APNU member and new parliamentarian Ronald Bulkan has signalled that the national budget will have to undergo serious cuts to eliminate spending.
“Regarding the budget, it will have to be reworked. We will have to bring out the scissors to excise inappropriate spending and cut out waste,” Bulkan said during the budget debate on Wednesday “We have to get real…get serious. No more taxing and spending with reckless abandon,” he added.
According to him, it would have been better had consensus been sought on the budget before it came to the National Assembly, even within the context of a majority opposition having the power to recommend and to agree to recommendations or to reject outright individual measures.
“After all Madam Speaker, a majority of voters at the last elections voted for us on this side of the House. Prudence as well as the democratic principles… ought to have compelled [the Government] to have meaningful consultation on deciding and determining national priorities. [That] government chose not to do so Madam Speaker is ill-advised,” he said.
“We were not sent here to be appendages to rubber stamp any and everything presented by the government. That status quo no longer holds. The people decided on November 28, 2011 that it must change and they have sent us here to help them out of their plight, their distress.”

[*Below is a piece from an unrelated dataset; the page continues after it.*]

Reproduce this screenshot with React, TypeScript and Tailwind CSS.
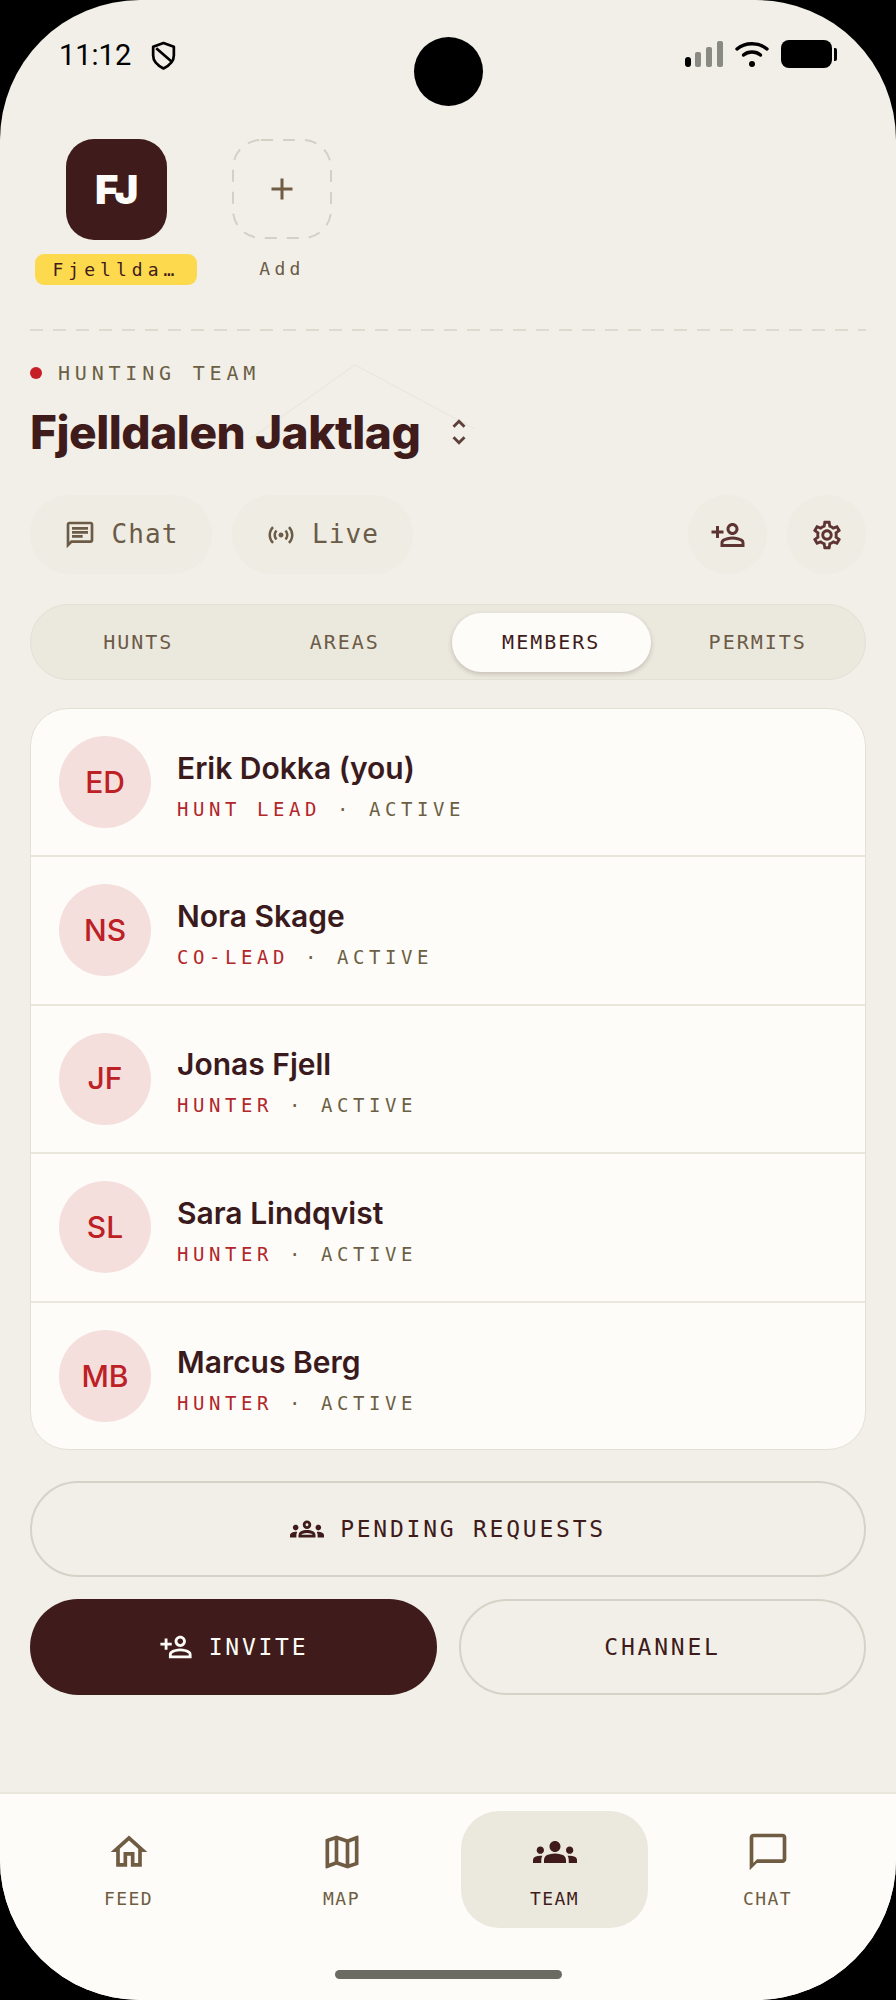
import {
  MdAdd,
  MdGroups,
  MdOutlineChat,
  MdOutlineChatBubbleOutline,
  MdOutlineGroups,
  MdOutlineHome,
  MdOutlineMap,
  MdOutlinePersonAddAlt,
  MdOutlineSensors,
  MdOutlineSettings,
  MdUnfoldMore,
} from "react-icons/md";

const mono = "font-['DejaVu_Sans_Mono',monospace]";

const members = [
  { initials: "ED", name: "Erik Dokka (you)", role: "HUNT LEAD" },
  { initials: "NS", name: "Nora Skage", role: "CO-LEAD" },
  { initials: "JF", name: "Jonas Fjell", role: "HUNTER" },
  { initials: "SL", name: "Sara Lindqvist", role: "HUNTER" },
  { initials: "MB", name: "Marcus Berg", role: "HUNTER" },
];

function StatusBar() {
  return (
    <div className="flex h-[139px] items-start justify-between pl-[59px] pr-[59px] pt-[37px] text-black">
      <div className="flex items-center gap-[20px]">
        <span className="font-['Roboto',sans-serif] text-[29px] leading-[36px]">11:12</span>
        <svg width="25" height="29" viewBox="0 0 24 28" fill="none" stroke="black" strokeWidth="2.6">
          <path d="M12 2 L22 5.5 V14 C22 20 17 24 12 26.5 C7 24 2 20 2 14 V5.5 Z" strokeLinejoin="round" />
          <path d="M5 7 L20 20" />
        </svg>
      </div>
      <div className="flex items-center gap-[12px] pt-[3px]">
        <svg width="38" height="26" viewBox="0 0 38 26">
          <rect x="0" y="16" width="6" height="10" rx="3" fill="#000" />
          <rect x="10" y="11" width="6" height="15" rx="2" fill="#8a8a84" />
          <rect x="21" y="6" width="6" height="20" rx="2" fill="#8a8a84" />
          <rect x="32" y="0" width="6" height="26" rx="2" fill="#8a8a84" />
        </svg>
        <svg width="34" height="26" viewBox="0 0 34 26" fill="none" stroke="black" strokeWidth="3.4" strokeLinecap="round">
          <path d="M2 8 C10 1 24 1 32 8" />
          <path d="M8.5 14 C13 10 21 10 25.5 14" />
          <circle cx="17" cy="23" r="3" fill="black" stroke="none" />
        </svg>
        <div className="flex items-center gap-[2px]">
          <div className="h-[28px] w-[51px] rounded-[8px] bg-black" />
          <div className="h-[13px] w-[3px] rounded-r-[2px] bg-black" />
        </div>
      </div>
    </div>
  );
}

function TeamRail() {
  return (
    <div className="flex items-start px-[35px]">
      <div className="flex w-[162px] flex-col items-center">
        <div className="flex h-[101px] w-[101px] items-center justify-center rounded-[28px] bg-[#3f1c1b]">
          <span className="font-['Inter',sans-serif] text-[40px] font-black tracking-[-0.03em] text-[#fdfcf8]">FJ</span>
        </div>
        <div
          className={`mt-[14px] flex h-[31px] w-[162px] items-center justify-center rounded-[9px] bg-[#fdd94d] text-[18px] tracking-[0.28em] text-[#3f1c1b] ${mono}`}
        >
          Fjellda…
        </div>
      </div>
      <div className="ml-[35px] flex w-[100px] flex-col items-center">
        <div className="relative flex h-[100px] w-[100px] items-center justify-center text-[#6f5c42]">
          <svg className="absolute inset-0" width="100" height="100" fill="none" stroke="#d4d0c5" strokeWidth="2">
            <rect x="1" y="1" width="98" height="98" rx="28" strokeDasharray="12 10" />
          </svg>
          <MdAdd size={36} />
        </div>
        <div className={`mt-[14px] text-[18px] leading-[31px] tracking-[0.24em] text-[#6b5b47] ${mono}`}>Add</div>
      </div>
    </div>
  );
}

function TeamHeading() {
  return (
    <div className="relative mx-[30px] mt-[44px] pt-[32px]">
      <div className="absolute inset-x-0 top-0 h-[2px] bg-[repeating-linear-gradient(90deg,#dedad0_0_13px,transparent_13px_23px)]" />
      <svg className="absolute left-[170px] top-[30px]" width="290" height="90" viewBox="0 0 290 90" fill="none" stroke="#eae7de" strokeWidth="1.2">
        <path d="M50 80 L155 6 L275 70" />
      </svg>
      <div className="relative flex items-center gap-[16px]">
        <div className="h-[12px] w-[12px] rounded-full bg-[#c62026]" />
        <span className={`text-[20px] leading-[24px] tracking-[0.24em] text-[#6b5f45] ${mono}`}>HUNTING TEAM</span>
      </div>
      <div className="relative mt-[19px] flex items-center">
        <h1 className="font-['Inter',sans-serif] text-[46px] font-extrabold leading-[56px] tracking-[-0.01em] text-[#3f1c1b]">
          Fjelldalen Jaktlag
        </h1>
        <MdUnfoldMore className="ml-[22px] text-[#5e3f3a]" size={34} />
      </div>
    </div>
  );
}

function Actions() {
  return (
    <div className="mx-[30px] mt-[35px] flex items-center gap-[20px]">
      <button className={`flex h-[79px] w-[182px] items-center justify-center gap-[16px] rounded-full bg-[#eeece3] text-[26px] tracking-[0.04em] text-[#6b5b47] ${mono}`}>
        <MdOutlineChat size={32} />
        Chat
      </button>
      <button className={`flex h-[79px] w-[181px] items-center justify-center gap-[16px] rounded-full bg-[#eeece3] text-[26px] tracking-[0.04em] text-[#6b5b47] ${mono}`}>
        <MdOutlineSensors size={30} />
        Live
      </button>
      <div className="ml-auto flex gap-[20px]">
        <button className="flex h-[79px] w-[79px] items-center justify-center rounded-full bg-[#eeece3] text-[#5e3433]">
          <MdOutlinePersonAddAlt className="-scale-x-100" size={36} />
        </button>
        <button className="flex h-[79px] w-[79px] items-center justify-center rounded-full bg-[#eeece3] text-[#5e3433]">
          <MdOutlineSettings size={34} />
        </button>
      </div>
    </div>
  );
}

function Tabs() {
  const tabs = ["HUNTS", "AREAS", "MEMBERS", "PERMITS"];
  return (
    <div className="mx-[30px] mt-[30px] grid h-[76px] grid-cols-4 items-center gap-[8px] rounded-[38px] border border-[#e3e0d5] bg-[#ebe8de] px-[8px]">
      {tabs.map((t) => (
        <div
          key={t}
          className={`flex h-[59px] items-center justify-center rounded-full text-[20px] tracking-[0.1em] ${mono} ${
            t === "MEMBERS" ? "bg-[#fdfcf8] text-[#3f1c1b] shadow-[0_2px_5px_rgba(60,40,30,0.22)]" : "text-[#6b5b47]"
          }`}
        >
          {t}
        </div>
      ))}
    </div>
  );
}

function MemberList() {
  return (
    <div className="mx-[30px] mt-[28px] overflow-hidden rounded-[38px] border border-[#e3e0d5] bg-[#fdfcf8]">
      {members.map((m, i) => (
        <div
          key={m.initials}
          className={`flex items-center gap-[26px] px-[28px] ${i > 0 ? "h-[148.6px] border-t-2 border-[#e9e6dc]" : "h-[146px]"}`}
        >
          <div className="flex h-[92px] w-[92px] shrink-0 items-center justify-center rounded-full bg-[#f4dfdd] font-['Inter',sans-serif] text-[30px] font-medium text-[#bd2025]">
            {m.initials}
          </div>
          <div className="pt-[7px]">
            <div className="font-['Inter',sans-serif] text-[30px] font-semibold leading-[36px] text-[#3a1a1c]">{m.name}</div>
            <div className={`mt-[10px] text-[19px] leading-[26px] tracking-[0.24em] text-[#6b5f45] ${mono}`}>
              <span className="text-[#b3262b]">{m.role}</span> · ACTIVE
            </div>
          </div>
        </div>
      ))}
    </div>
  );
}

function Buttons() {
  return (
    <div className={`mx-[30px] mt-[31px] flex flex-col gap-[22px] text-[23px] tracking-[0.12em] ${mono}`}>
      <button className="flex h-[96px] items-center justify-center gap-[16px] rounded-full border-2 border-[#d5d2c7] text-[#3f1c1b]">
        <MdOutlineGroups size={34} />
        PENDING REQUESTS
      </button>
      <div className="grid grid-cols-2 gap-[22px]">
        <button className="flex h-[96px] items-center justify-center gap-[16px] rounded-full bg-[#3f1c1b] text-[#fdfcf8]">
          <MdOutlinePersonAddAlt className="-scale-x-100" size={34} />
          INVITE
        </button>
        <button className="flex h-[96px] items-center justify-center rounded-full border-2 border-[#d5d2c7] text-[#3f1c1b]">
          CHANNEL
        </button>
      </div>
    </div>
  );
}

function BottomNav() {
  const items = [
    { label: "FEED", Icon: MdOutlineHome },
    { label: "MAP", Icon: MdOutlineMap },
    { label: "TEAM", Icon: MdGroups },
    { label: "CHAT", Icon: MdOutlineChatBubbleOutline },
  ];
  return (
    <div className="mt-auto h-[208px] border-t-2 border-[#e9e6dc] bg-[#fdfcf8] pt-[17px]">
      <div className="grid grid-cols-4 gap-[26px] px-[35px]">
        {items.map(({ label, Icon }) => (
          <div
            key={label}
            className={`flex h-[117px] flex-col items-center rounded-[38px] pt-[19px] text-[18px] tracking-[0.08em] ${mono} ${
              label === "TEAM" ? "bg-[#ebe8de] text-[#3f1c1b]" : "text-[#6f5c42]"
            }`}
          >
            <Icon size={44} />
            <span className="mt-[13px] leading-[24px]">{label}</span>
          </div>
        ))}
      </div>
    </div>
  );
}

export default function App() {
  return (
    <div className="relative h-[2000px] w-[896px] bg-black">
      <div className="flex h-full flex-col overflow-hidden rounded-[140px] bg-[#f1efe7]">
        <StatusBar />
        <TeamRail />
        <TeamHeading />
        <Actions />
        <Tabs />
        <MemberList />
        <Buttons />
        <BottomNav />
      </div>
      {/* camera cutout and home bar sit over the screen */}
      <div className="absolute left-[414px] top-[37px] h-[69px] w-[69px] rounded-full bg-black" />
      <div className="absolute left-[335px] top-[1970px] h-[9px] w-[227px] rounded-full bg-[#6b6b63]" />
    </div>
  );
}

Bulkan also pointed out that all through the debates, there has been no mention from the government speakers about what he described as the growing income inequality occurring in the country. “We are concerned about this sad state of affairs and we will work to correct it,” he said.
‘Undermining local democracy’
He also called out the government on undermining the independence of local democratic organs. He said that the constitutional requirements are not being honoured with regard to the management of administrative regions. “The phenomenon to which I refer is the continuing control being exercised by Central Government through the Ministry of Local Government and Regional Development and via the Regional Executive Officers that they appoint,” he explained.
“These REOs operate like tin gods and the farther away they are from Georgetown the more out of control they behave,” Bulkan said. “They are encouraged to act with impunity by the Minister who appoints them and in many as well as the majority of cases do not see it as their duty to be an officer of the RDC or the Clerk of the Council.
In other words, they see themselves as masters and not servants of the RDCs,” he said.
Bulkan added that were there to be genuine collaboration, then many of the unhealthy things taking place–such as the Supenaam stelling fiasco, the Linden Hospital deficiencies–could have been avoided.
“I might add that the campaign of the Ministry of Local Government and Regional Development, which seems to be in full swing, whereby elected NDCs are being dismantled and dissolved and replaced by unelected bodies called Interim Management Committees is unprincipled, undemocratic, obnoxious and offensive and the government should desist from further eroding the rights of citizens and their will expressed in democratic elections,” he said.